UWA Campus School partners with International Programs
LIVINGSTON – The University of West Alabama’s Campus School has partnered with the institution’s International Programs to offer its elementary students a glimpse into Chinese culture. With the children’s first lesson under their belt, administrators are excited by the possibilities the program offers.
On the second Tuesday of each month, a group of international students from China visits Campus School for cultural lessons that range from counting and speaking to learning colors and names in a different language. Essentially, children ages 3 to 5 are learning very early basic conversational phrases and the numbers that they’re currently learning in English.
Locally, the group has been hosted at the home of Lucy and Dr.
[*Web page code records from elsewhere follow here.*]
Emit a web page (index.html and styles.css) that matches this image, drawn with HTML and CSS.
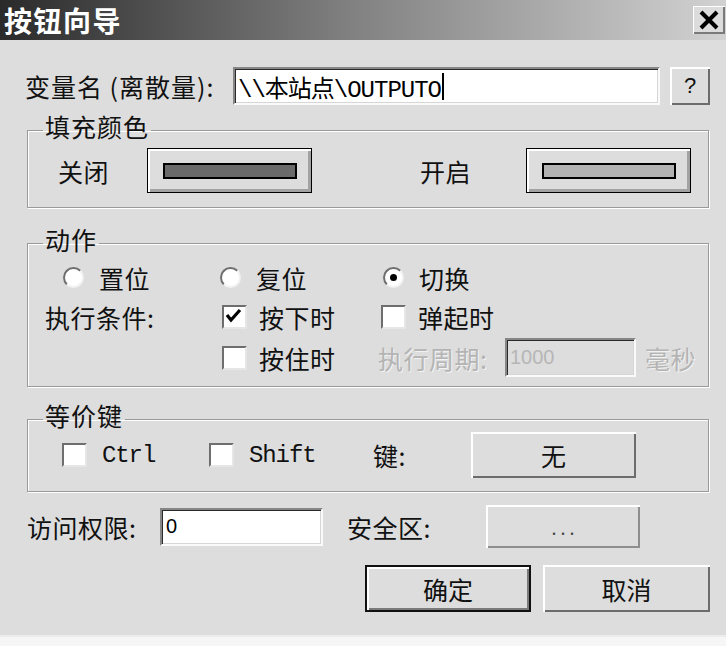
FILE: index.html
```html
<!DOCTYPE html>
<html lang="zh-CN">
<head>
<meta charset="utf-8">
<title>按钮向导</title>
<link rel="stylesheet" href="styles.css">
</head>
<body>
<div class="dialog">
  <div class="titlebar">
    <span class="title">按钮向导</span>
    <button class="close" aria-label="关闭">
      <svg width="32" height="28" viewBox="0 0 32 28"><path d="M8 6 L24 22 M24 6 L8 22" stroke="#000" stroke-width="4" fill="none"/></svg>
    </button>
  </div>

  <div class="content">
    <div class="var-row">
      <span class="lbl var-lbl">变量名 (离散量):</span>
      <div class="field var-field">\\本站点\OUTPUTO<span class="caret"></span></div>
      <button class="btn help">?</button>
    </div>

    <fieldset class="group">
      <legend>填充颜色</legend>
      <div class="fill-row">
        <span class="lbl off-lbl">关闭</span>
        <button class="swatch-btn"><span class="swatch dark"></span></button>
        <span class="lbl on-lbl">开启</span>
        <button class="swatch-btn"><span class="swatch light"></span></button>
      </div>
    </fieldset>

    <fieldset class="group g-action">
      <legend>动作</legend>
      <div class="action-grid">
        <span class="opt ml18"><span class="radio"></span><span class="lbl">置位</span></span>
        <span class="opt"><span class="radio"></span><span class="lbl">复位</span></span>
        <span class="opt span3 ml5"><span class="radio on"><span class="dot"></span></span><span class="lbl">切换</span></span>

        <span class="lbl">执行条件:</span>
        <span class="opt ml2"><span class="chk"><svg width="21" height="20" viewBox="0 0 21 20"><polyline points="3,8 7,13 16,3" stroke="#000" stroke-width="3.2" fill="none"/></svg></span><span class="lbl">按下时</span></span>
        <span class="opt span3 ml3"><span class="chk"></span><span class="lbl">弹起时</span></span>

        <span></span>
        <span class="opt ml2"><span class="chk"></span><span class="lbl">按住时</span></span>
        <span class="lbl disabled">执行周期:</span>
        <div class="field period">1000</div>
        <span class="lbl disabled">毫秒</span>
      </div>
    </fieldset>

    <fieldset class="group g-keys">
      <legend>等价键</legend>
      <div class="key-row">
        <span class="opt key-ctrl"><span class="chk"></span><span class="mono">Ctrl</span></span>
        <span class="opt key-shift"><span class="chk"></span><span class="mono">Shift</span></span>
        <span class="lbl key-lbl">键:</span>
        <button class="btn key-btn">无</button>
      </div>
    </fieldset>

    <div class="access-row">
      <span class="lbl access-lbl">访问权限:</span>
      <div class="field access-field">0</div>
      <span class="lbl zone-lbl">安全区:</span>
      <button class="btn zone-btn">. . .</button>
    </div>

    <div class="actions">
      <button class="btn default">确定</button>
      <button class="btn cancel">取消</button>
    </div>
  </div>
</div>
</body>
</html>
```

FILE: styles.css
```css
html, body {
  margin: 0;
  padding: 0;
  background: #f6f6f6;
}
body {
  width: 726px;
  height: 646px;
  overflow: hidden;
  font-family: "Noto Sans CJK SC", sans-serif;
  color: #111;
}
.dialog {
  height: 635px;
  border-bottom: 2px solid #ececec;
  background: #dddddd;
}
.titlebar {
  height: 40px;
  display: flex;
  align-items: center;
  justify-content: space-between;
  background: linear-gradient(to right, #2a2a2a 0%, #808080 48%, #d2d2d2 100%);
}
.title {
  color: #fff;
  font-size: 28px;
  font-weight: 700;
  letter-spacing: 1.5px;
  line-height: 40px;
  padding-left: 4px;
}
.close {
  width: 32px;
  height: 28px;
  margin-right: 1px;
  padding: 0;
  border: none;
  background: #dcdcdc;
  box-shadow: inset 1px 1px 0 #fff, inset -2px -2px 0 #7a7a7a;
  display: flex;
}
.content {
  padding: 27px 16px 0 25px;
}
.lbl {
  font-size: 25px;
  line-height: 26px;
  white-space: nowrap;
  letter-spacing: 0.5px;
}
.disabled {
  color: #b4b4b4;
  text-shadow: 1px 1px 0 #f2f2f2;
}
.field {
  box-sizing: border-box;
  background: #fff;
  border: 2px solid;
  border-color: #868686 #fafafa #fafafa #868686;
  box-shadow: inset 1px 1px 0 #2a2a2a, inset -1px -1px 0 #d6d6d6;
  display: flex;
  align-items: center;
  padding-left: 4px;
}
.btn {
  box-sizing: border-box;
  padding: 0;
  border: none;
  background: #dddddd;
  box-shadow: inset 2px 2px 0 #fff, inset -2px -2px 0 #6c6c6c;
  font-family: "Noto Sans CJK SC", sans-serif;
  font-size: 25px;
  color: #111;
}

/* row 1 */
.var-row {
  display: flex;
  align-items: center;
  height: 38px;
}
.var-lbl {
  width: 208px;
  letter-spacing: 1px;
}
.var-field {
  width: 427px;
  height: 38px;
  font-family: "Liberation Mono", "Noto Sans CJK SC", monospace;
  font-size: 24px;
  letter-spacing: -1px;
  padding-left: 3px;
  color: #000;
}
.caret {
  display: inline-block;
  width: 2px;
  height: 27px;
  background: #000;
  margin-left: 1px;
}
.help {
  width: 40px;
  height: 38px;
  margin-left: 10px;
  font-family: "Liberation Sans", sans-serif;
  font-size: 22px;
}

/* group boxes */
.group {
  margin: 8px 1px 0 2px;
  padding: 0;
  min-width: 0;
  border: 1px solid #9a9a9a;
  box-shadow: 1px 1px 0 #fff, inset 1px 1px 0 #fff;
}
.group legend {
  margin-left: 15px;
  padding: 0 2px 8px;
  font-size: 25px;
  line-height: 26px;
  letter-spacing: 1px;
}
.fill-row {
  display: flex;
  align-items: center;
  height: 45px;
  margin: 1px 0 14px;
  padding-left: 30px;
}
.off-lbl {
  width: 89px;
}
.on-lbl {
  width: 106px;
  margin-left: 108px;
}
.swatch-btn {
  box-sizing: border-box;
  width: 165px;
  height: 45px;
  padding: 0;
  background: #dddddd;
  border: 1px solid #000;
  box-shadow: inset 2px 2px 0 #fff, inset -3px -3px 0 #a2a2a2;
  display: flex;
  align-items: center;
  justify-content: center;
}
.swatch {
  box-sizing: border-box;
  display: block;
  width: 134px;
  height: 16px;
  border: 2px solid #000;
}
.swatch.dark { background: #6a6a6a; }
.swatch.light { background: #b2b2b2; }

/* action group */
.g-action {
  margin-top: 18px;
}
.action-grid {
  display: grid;
  grid-template-columns: 175px 158px 127px 140px auto;
  grid-template-rows: 35px 43px 39px;
  align-items: center;
  padding-left: 17px;
  margin-bottom: 9px;
}
.opt {
  display: flex;
  align-items: center;
}
.span3 { grid-column: span 3; }
.ml18 { margin-left: 18px; }
.ml5 { margin-left: 5px; }
.ml3 { margin-left: 3px; }
.ml2 { margin-left: 2px; }
.radio {
  box-sizing: border-box;
  width: 21px;
  height: 21px;
  border-radius: 50%;
  background: #fff;
  border: 2px solid;
  border-color: #6e6e6e #f2f2f2 #f2f2f2 #6e6e6e;
  display: flex;
  align-items: center;
  justify-content: center;
  margin-right: 15px;
}
.dot {
  width: 7px;
  height: 7px;
  border-radius: 50%;
  background: #000;
}
.chk {
  box-sizing: border-box;
  width: 25px;
  height: 24px;
  background: #fff;
  border: 2px solid;
  border-color: #6e6e6e #e6e6e6 #e6e6e6 #6e6e6e;
  margin-right: 12px;
  display: flex;
}
.period {
  width: 131px;
  height: 39px;
  background: #dddddd;
  font-family: "Liberation Sans", sans-serif;
  font-size: 20px;
  color: #b6b6b6;
  padding-left: 3px;
}

/* keys group */
.g-keys {
  margin-top: 15px;
}
.key-row {
  display: flex;
  align-items: center;
  height: 46px;
  margin: -4px 0 13px;
  padding-left: 34px;
}
.key-row .chk {
  margin-right: 15px;
}
.key-ctrl { width: 147px; }
.key-shift { width: 164px; }
.mono {
  font-family: "Liberation Mono", monospace;
  font-size: 24px;
  letter-spacing: -1.1px;
}
.key-lbl {
  width: 98px;
}
.key-btn {
  width: 165px;
  height: 46px;
}

/* access row */
.access-row {
  display: flex;
  align-items: center;
  height: 43px;
  margin-top: 13px;
}
.access-lbl {
  width: 133px;
  margin-left: 2px;
}
.access-field {
  width: 163px;
  height: 38px;
  font-family: "Liberation Sans", sans-serif;
  font-size: 20px;
  color: #000;
  padding-left: 4px;
}
.zone-lbl {
  width: 139px;
  margin-left: 24px;
}
.zone-btn {
  width: 154px;
  height: 43px;
  font-size: 18px;
  color: #444;
  box-shadow: inset 2px 2px 0 #fff, inset -2px -2px 0 #8e8e8e;
}

/* bottom buttons */
.actions {
  display: flex;
  justify-content: flex-end;
  gap: 12px;
  margin-top: 17px;
}
.default {
  width: 166px;
  height: 47px;
  border: 2px solid #111;
  box-shadow: inset 2px 2px 0 #fff, inset -2px -2px 0 #7a7a7a;
}
.cancel {
  width: 167px;
  height: 47px;
}
```
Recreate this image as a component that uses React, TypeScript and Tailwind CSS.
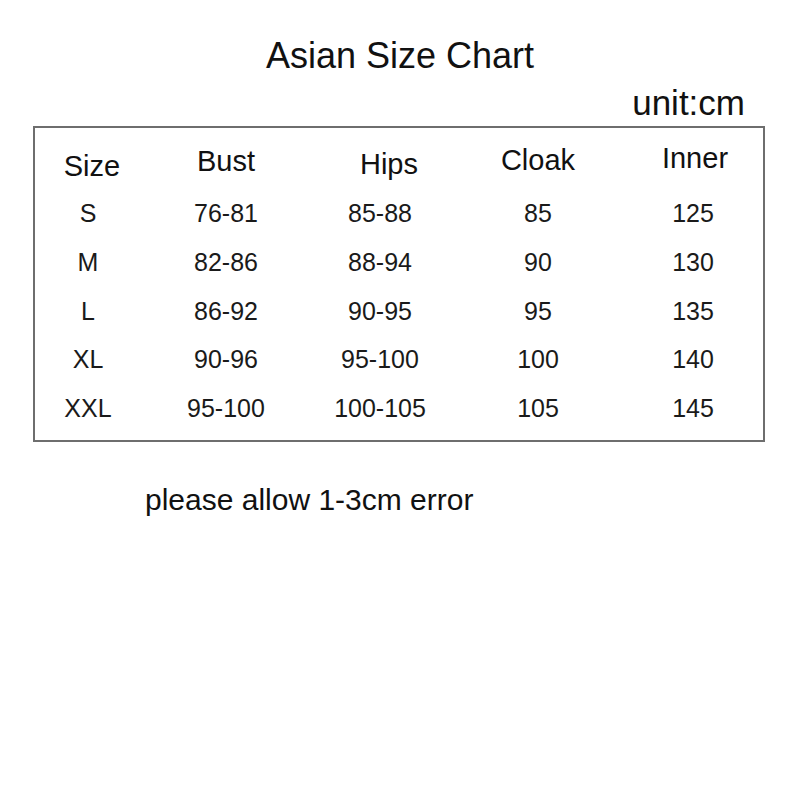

Ronnie Chu, of Demopolis.
“We outlined a program that would be challenging and rewarding for both students and volunteers. Our plans are to demonstrate different cultural activities such as counting, learning names in a different language and colors. We also hope to incorporate a meal that will demonstrate the culture of our Chinese cohort as well,” said Luckie MvonoToung, a graduate assistant for International Programs.
With a few lessons under their belts, students at Campus School have shown consistent enthusiasm and retention from the cultural lessons. According to their teachers, the young students are quite interested in their different cultures.
“My students have thoroughly enjoyed the experience and are always eager to listen and learn something new. They want to know how things work and why they are different in other places,” said Campus School Teacher Kim Smith.
Not surprisingly, students show continued interest once their lessons are complete. Campus School lessons often include the exploration of other countries and cultures through globe and map activities. To reinforce the new language the students are learning, additional activities include opportunities to converse in Chinese.
“We’re beginning to see students drawing relationships between the English words for their numbers and objects and the Chinese translation. For example, they enjoy counting in both English and Chinese now,” explained Campus School Teacher Brooke Miller. The young students’ new abilities are put into practice, teachers say, even in their playtime. “We’ve really enjoyed watching as the students begin to talk to one another in Chinese,” she said.
Campus School teachers have been delighted to see camaraderie between their young students and the Chinese students teaching cultural lessons. The enthusiasm and eagerness to learn, they say, is evident among the children and college students.
The Chinese students, who came to UWA from Guangdong University of Finance, are not participating in the program because of ties to majors in education—their majors are in business—but because of their expressed interest in sharing their culture and contributing to the young children’s education.
“I believe because the Chinese culture puts such great emphasis on learning and education that it is such a natural part of their lives. They are eager to teach young students how to do new activities and how to speak a new language,” Smith said.
In addition to sharing the Chinese culture with students who had little exposure to it previously, the international students also working to assist Campus School teachers with sharing the American culture with their young international students.
“We have two four-year-old Chinese students at Campus School. We feel very blessed to have the help of the International Program to assist us with interpreting for them,” said Campus School Director Annie Upchurch. “Some of our international students have plans to join us on a regular basis to work with the students.”